The exercise>
Gather, from the data below, each line in which the word "that" occurs.

Dataset extract>

● ● ● ●

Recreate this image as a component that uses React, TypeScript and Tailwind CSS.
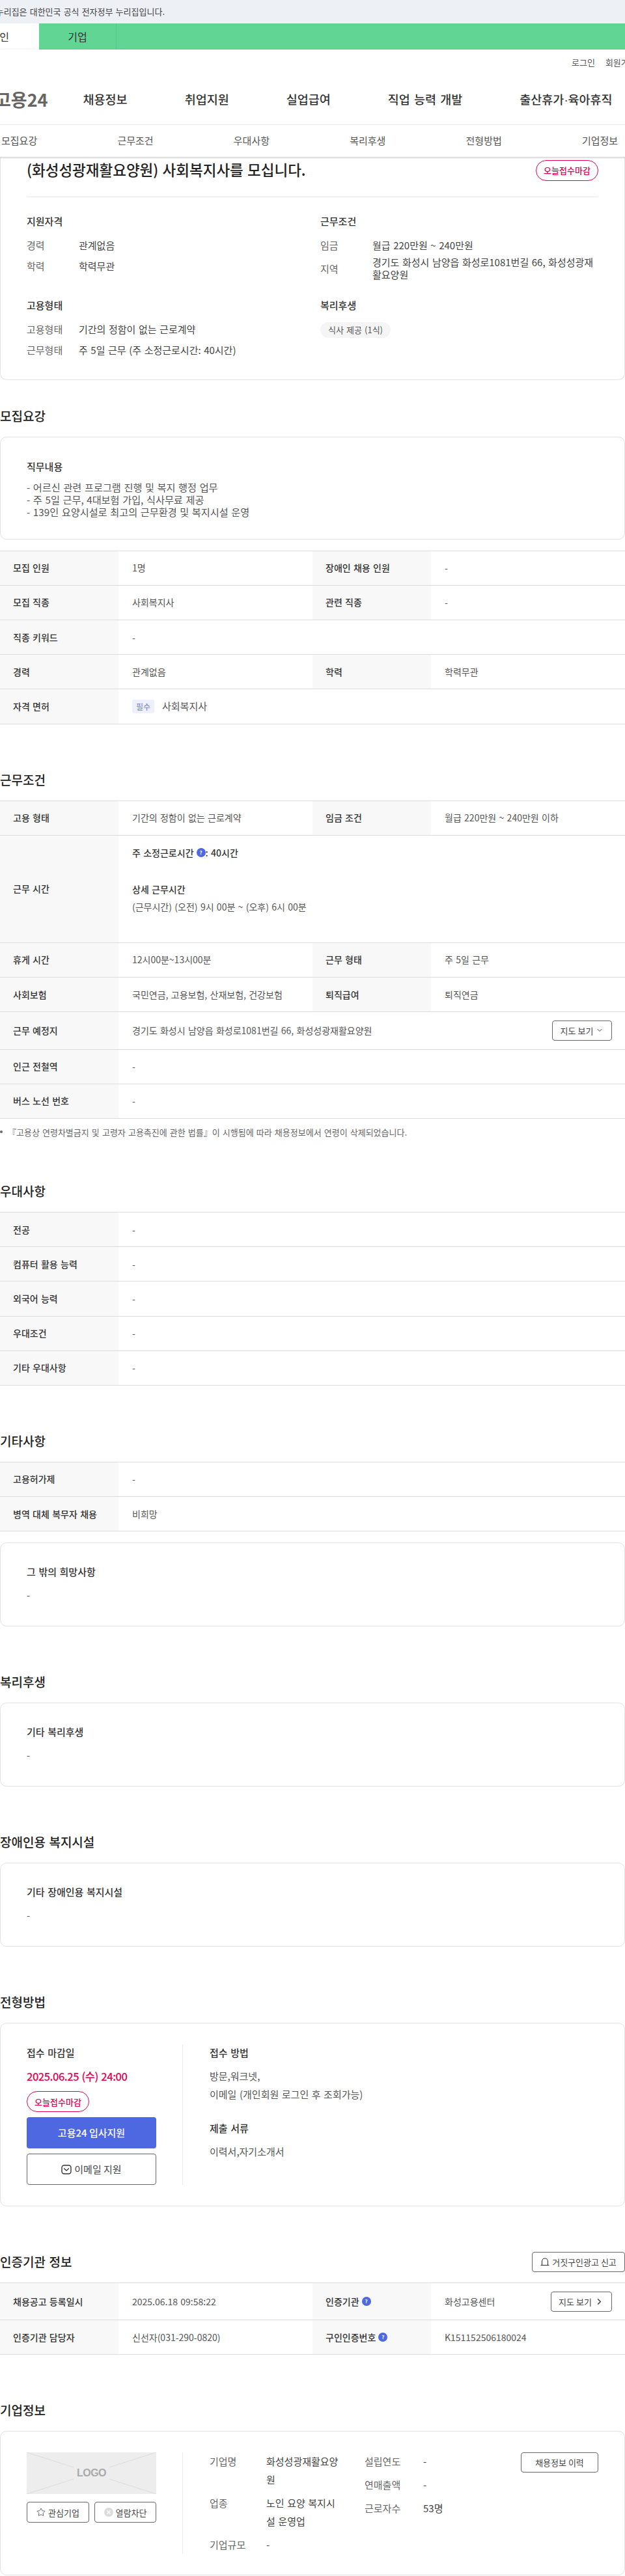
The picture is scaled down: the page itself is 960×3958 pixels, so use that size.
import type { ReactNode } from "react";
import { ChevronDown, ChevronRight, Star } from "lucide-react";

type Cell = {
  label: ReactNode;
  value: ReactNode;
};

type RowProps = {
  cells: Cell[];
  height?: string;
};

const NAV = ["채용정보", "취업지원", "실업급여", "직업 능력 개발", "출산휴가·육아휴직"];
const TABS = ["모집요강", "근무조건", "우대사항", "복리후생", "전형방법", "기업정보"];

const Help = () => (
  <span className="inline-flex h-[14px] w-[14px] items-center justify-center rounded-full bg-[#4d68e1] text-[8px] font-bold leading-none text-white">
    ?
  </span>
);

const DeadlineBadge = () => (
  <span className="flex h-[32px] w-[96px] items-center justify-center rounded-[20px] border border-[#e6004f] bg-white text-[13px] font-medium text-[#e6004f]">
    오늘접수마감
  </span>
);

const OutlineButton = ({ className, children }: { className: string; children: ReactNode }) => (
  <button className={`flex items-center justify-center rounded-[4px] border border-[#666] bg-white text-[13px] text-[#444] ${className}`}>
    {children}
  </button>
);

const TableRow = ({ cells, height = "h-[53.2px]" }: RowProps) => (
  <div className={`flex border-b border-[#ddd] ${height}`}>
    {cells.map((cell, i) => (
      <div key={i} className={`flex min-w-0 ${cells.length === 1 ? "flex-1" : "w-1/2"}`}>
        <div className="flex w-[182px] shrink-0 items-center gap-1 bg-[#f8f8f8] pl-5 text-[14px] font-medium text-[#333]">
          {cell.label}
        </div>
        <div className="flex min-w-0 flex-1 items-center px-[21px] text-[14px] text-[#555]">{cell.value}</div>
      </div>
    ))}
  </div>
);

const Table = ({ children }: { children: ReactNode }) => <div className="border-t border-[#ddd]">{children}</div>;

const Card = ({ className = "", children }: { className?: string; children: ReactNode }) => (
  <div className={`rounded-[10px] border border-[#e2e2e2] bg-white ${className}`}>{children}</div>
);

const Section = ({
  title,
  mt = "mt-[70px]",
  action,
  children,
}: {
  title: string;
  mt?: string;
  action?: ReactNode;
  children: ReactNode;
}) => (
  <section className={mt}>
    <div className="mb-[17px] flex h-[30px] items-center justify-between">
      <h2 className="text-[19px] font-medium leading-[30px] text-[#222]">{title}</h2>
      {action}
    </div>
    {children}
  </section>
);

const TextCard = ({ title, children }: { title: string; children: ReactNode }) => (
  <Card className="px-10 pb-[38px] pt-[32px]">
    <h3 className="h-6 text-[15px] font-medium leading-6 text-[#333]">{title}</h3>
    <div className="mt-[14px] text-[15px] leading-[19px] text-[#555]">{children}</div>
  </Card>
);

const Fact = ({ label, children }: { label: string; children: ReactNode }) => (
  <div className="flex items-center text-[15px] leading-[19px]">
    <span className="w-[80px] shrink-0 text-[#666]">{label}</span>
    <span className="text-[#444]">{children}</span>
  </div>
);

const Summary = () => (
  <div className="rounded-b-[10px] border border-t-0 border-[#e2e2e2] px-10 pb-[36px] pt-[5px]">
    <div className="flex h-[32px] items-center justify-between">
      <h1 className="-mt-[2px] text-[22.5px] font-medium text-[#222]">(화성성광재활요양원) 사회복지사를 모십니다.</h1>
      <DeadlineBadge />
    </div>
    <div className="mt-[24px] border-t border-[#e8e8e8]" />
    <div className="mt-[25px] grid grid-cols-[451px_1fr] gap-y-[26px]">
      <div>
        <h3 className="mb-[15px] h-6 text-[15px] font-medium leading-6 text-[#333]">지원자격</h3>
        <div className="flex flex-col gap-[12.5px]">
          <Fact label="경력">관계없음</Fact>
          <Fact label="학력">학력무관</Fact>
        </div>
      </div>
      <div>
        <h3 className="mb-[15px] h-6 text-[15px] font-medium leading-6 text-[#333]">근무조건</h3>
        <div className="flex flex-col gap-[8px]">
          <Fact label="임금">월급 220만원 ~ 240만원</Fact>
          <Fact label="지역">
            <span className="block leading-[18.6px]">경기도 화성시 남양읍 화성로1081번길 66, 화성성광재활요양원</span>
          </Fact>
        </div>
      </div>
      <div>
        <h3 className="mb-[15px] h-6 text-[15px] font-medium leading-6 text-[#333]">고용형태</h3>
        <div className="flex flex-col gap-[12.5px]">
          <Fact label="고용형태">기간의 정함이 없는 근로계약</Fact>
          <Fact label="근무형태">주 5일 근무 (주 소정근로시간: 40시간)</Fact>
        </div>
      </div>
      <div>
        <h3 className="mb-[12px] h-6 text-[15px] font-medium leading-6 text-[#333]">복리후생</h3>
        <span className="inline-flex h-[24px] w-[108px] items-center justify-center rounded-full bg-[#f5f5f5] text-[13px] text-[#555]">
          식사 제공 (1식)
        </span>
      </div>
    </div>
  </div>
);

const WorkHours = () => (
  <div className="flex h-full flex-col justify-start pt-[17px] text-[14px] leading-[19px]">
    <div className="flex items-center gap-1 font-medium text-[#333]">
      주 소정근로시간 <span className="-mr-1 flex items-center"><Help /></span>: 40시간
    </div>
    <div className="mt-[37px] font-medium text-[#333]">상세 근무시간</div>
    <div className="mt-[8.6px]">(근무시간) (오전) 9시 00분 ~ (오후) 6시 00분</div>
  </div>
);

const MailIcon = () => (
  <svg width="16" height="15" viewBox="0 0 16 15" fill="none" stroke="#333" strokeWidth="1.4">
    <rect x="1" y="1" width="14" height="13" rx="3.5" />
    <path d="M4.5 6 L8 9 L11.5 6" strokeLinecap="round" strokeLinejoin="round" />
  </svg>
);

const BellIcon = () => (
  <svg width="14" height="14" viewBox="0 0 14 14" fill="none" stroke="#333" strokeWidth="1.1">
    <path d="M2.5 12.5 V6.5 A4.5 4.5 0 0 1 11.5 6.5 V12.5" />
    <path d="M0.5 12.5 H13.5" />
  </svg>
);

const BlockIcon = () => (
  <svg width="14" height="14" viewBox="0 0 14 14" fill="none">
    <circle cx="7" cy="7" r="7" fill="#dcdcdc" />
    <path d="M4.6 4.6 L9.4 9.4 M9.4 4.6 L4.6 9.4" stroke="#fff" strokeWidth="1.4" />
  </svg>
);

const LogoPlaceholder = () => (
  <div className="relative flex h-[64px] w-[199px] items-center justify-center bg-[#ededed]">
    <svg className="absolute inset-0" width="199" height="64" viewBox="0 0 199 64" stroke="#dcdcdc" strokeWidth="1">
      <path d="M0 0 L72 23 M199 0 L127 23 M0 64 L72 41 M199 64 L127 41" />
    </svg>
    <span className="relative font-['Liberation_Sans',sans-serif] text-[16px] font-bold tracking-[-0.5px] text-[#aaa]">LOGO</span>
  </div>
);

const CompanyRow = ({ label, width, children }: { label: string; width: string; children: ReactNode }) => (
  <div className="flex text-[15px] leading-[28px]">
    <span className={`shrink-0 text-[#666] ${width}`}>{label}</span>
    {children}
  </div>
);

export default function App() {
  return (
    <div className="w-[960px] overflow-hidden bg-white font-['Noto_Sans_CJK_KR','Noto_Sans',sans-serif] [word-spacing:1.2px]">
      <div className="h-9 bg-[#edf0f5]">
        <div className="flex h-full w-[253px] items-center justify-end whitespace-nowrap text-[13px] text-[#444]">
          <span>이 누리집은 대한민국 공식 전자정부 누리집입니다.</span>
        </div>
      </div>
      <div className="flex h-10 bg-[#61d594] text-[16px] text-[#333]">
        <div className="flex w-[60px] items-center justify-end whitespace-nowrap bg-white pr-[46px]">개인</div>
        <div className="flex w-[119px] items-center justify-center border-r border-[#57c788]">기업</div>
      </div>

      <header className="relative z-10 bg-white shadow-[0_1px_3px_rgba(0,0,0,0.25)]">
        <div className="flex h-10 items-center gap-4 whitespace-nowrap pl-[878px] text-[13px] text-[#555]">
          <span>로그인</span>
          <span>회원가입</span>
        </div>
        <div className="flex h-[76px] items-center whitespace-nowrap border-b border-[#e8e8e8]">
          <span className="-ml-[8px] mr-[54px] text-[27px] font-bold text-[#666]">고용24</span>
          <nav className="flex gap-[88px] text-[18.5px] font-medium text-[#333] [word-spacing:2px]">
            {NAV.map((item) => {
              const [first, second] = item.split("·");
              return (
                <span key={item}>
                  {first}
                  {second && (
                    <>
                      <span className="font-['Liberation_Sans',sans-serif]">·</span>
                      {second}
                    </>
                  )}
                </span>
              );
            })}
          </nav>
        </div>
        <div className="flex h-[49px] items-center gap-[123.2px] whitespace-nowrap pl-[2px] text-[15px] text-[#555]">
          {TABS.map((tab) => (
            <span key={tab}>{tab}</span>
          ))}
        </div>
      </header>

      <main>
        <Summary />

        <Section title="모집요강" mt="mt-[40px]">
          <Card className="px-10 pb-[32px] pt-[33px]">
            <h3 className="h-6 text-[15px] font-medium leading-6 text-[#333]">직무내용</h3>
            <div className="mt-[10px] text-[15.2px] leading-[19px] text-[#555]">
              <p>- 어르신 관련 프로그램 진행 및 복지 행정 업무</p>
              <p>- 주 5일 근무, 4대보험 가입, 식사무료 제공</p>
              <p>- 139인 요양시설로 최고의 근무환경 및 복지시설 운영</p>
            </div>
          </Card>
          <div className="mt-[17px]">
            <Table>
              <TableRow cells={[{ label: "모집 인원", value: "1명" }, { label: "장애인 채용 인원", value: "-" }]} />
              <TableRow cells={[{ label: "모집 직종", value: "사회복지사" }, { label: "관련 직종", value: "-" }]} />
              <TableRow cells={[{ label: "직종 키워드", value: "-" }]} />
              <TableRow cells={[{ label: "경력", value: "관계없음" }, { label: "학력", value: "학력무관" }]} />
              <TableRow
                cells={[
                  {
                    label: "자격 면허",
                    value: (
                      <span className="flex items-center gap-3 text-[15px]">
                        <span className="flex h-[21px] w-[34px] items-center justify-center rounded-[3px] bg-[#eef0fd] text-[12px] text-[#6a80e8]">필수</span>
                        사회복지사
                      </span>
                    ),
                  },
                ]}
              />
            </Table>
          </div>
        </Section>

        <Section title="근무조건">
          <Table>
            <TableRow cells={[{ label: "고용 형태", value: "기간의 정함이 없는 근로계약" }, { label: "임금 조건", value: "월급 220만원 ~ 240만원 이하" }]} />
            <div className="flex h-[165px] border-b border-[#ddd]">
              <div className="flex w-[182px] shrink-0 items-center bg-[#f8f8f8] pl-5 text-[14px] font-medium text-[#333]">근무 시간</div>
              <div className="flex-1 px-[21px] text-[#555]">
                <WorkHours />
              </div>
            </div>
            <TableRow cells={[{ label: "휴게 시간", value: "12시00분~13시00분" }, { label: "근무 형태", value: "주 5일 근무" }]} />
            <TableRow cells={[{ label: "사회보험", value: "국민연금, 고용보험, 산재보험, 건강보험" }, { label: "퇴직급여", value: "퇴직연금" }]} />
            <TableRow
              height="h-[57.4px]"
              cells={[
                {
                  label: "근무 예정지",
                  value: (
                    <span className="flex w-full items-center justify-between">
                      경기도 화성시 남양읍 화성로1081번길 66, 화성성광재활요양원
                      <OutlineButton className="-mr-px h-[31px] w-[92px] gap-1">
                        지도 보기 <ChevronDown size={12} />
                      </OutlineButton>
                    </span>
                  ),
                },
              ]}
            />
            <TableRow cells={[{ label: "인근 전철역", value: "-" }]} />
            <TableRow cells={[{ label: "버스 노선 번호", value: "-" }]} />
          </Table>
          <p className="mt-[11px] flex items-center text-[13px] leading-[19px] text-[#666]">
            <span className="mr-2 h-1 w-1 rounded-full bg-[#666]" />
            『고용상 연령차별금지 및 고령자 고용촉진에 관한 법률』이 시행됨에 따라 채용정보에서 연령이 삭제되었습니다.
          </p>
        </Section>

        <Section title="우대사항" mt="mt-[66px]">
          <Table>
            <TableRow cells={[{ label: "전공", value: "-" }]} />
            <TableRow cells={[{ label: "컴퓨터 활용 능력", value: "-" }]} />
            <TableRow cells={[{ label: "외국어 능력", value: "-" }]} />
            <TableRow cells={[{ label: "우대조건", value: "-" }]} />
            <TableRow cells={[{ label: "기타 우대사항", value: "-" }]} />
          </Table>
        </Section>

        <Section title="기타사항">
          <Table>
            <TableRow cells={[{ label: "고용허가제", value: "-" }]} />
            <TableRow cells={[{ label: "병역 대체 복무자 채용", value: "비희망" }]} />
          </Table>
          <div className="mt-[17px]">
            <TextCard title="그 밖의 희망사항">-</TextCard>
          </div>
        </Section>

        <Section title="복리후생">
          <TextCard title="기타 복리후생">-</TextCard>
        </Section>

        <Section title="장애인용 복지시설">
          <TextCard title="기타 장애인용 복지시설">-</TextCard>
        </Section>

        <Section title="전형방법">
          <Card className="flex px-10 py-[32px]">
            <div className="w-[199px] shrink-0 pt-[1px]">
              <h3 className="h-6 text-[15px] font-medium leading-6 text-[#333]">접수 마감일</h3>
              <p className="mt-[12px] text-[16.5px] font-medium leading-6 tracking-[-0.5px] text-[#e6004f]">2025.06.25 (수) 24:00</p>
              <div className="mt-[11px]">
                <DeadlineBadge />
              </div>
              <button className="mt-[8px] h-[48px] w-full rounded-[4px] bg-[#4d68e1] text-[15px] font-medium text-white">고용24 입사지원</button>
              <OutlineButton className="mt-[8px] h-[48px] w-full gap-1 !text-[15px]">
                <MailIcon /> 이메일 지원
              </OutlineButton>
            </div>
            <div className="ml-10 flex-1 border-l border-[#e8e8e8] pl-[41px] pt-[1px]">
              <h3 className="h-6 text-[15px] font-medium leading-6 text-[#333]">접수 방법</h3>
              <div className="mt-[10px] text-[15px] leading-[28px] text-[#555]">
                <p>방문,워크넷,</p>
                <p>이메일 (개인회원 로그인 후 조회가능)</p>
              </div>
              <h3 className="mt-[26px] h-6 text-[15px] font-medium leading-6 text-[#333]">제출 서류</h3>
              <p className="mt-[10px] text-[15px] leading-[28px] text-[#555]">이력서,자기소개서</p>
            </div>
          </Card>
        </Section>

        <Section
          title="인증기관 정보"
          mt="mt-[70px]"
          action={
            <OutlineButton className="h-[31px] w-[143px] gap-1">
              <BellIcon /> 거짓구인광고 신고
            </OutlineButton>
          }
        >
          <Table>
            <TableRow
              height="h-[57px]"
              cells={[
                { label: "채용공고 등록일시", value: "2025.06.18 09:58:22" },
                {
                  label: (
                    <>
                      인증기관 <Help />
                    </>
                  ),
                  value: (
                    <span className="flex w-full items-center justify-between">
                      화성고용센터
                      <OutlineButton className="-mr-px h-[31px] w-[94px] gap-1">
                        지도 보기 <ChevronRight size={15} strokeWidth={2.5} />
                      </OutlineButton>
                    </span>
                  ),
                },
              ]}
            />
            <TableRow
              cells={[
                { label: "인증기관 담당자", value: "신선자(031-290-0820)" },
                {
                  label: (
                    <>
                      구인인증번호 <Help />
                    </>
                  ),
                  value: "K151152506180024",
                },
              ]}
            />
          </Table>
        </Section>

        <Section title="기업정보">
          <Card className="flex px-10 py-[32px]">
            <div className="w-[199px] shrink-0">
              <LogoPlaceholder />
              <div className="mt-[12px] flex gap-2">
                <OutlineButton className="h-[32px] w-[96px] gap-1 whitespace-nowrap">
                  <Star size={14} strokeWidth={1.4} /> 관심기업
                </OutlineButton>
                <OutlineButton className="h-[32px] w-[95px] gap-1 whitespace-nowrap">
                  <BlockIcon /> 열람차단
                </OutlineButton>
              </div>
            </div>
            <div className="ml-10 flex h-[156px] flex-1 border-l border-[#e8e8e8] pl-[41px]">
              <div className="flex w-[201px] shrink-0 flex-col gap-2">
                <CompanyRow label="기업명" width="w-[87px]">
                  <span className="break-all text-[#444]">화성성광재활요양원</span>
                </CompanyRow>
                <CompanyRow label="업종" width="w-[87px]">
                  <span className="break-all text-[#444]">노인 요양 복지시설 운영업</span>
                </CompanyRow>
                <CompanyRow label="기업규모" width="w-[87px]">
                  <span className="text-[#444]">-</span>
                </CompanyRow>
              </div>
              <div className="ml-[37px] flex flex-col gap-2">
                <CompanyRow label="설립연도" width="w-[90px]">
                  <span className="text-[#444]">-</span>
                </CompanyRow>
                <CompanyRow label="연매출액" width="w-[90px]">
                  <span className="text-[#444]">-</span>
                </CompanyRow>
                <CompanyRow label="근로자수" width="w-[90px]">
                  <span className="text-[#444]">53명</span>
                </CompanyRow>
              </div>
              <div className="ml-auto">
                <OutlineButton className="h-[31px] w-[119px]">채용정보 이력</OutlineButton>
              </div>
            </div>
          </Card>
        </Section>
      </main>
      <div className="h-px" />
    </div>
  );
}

● ● ● ●

Expected output>
Recreate this image as a component that uses React, TypeScript and Tailwind CSS.
The picture is scaled down: the page itself is 960×3958 pixels, so use that size.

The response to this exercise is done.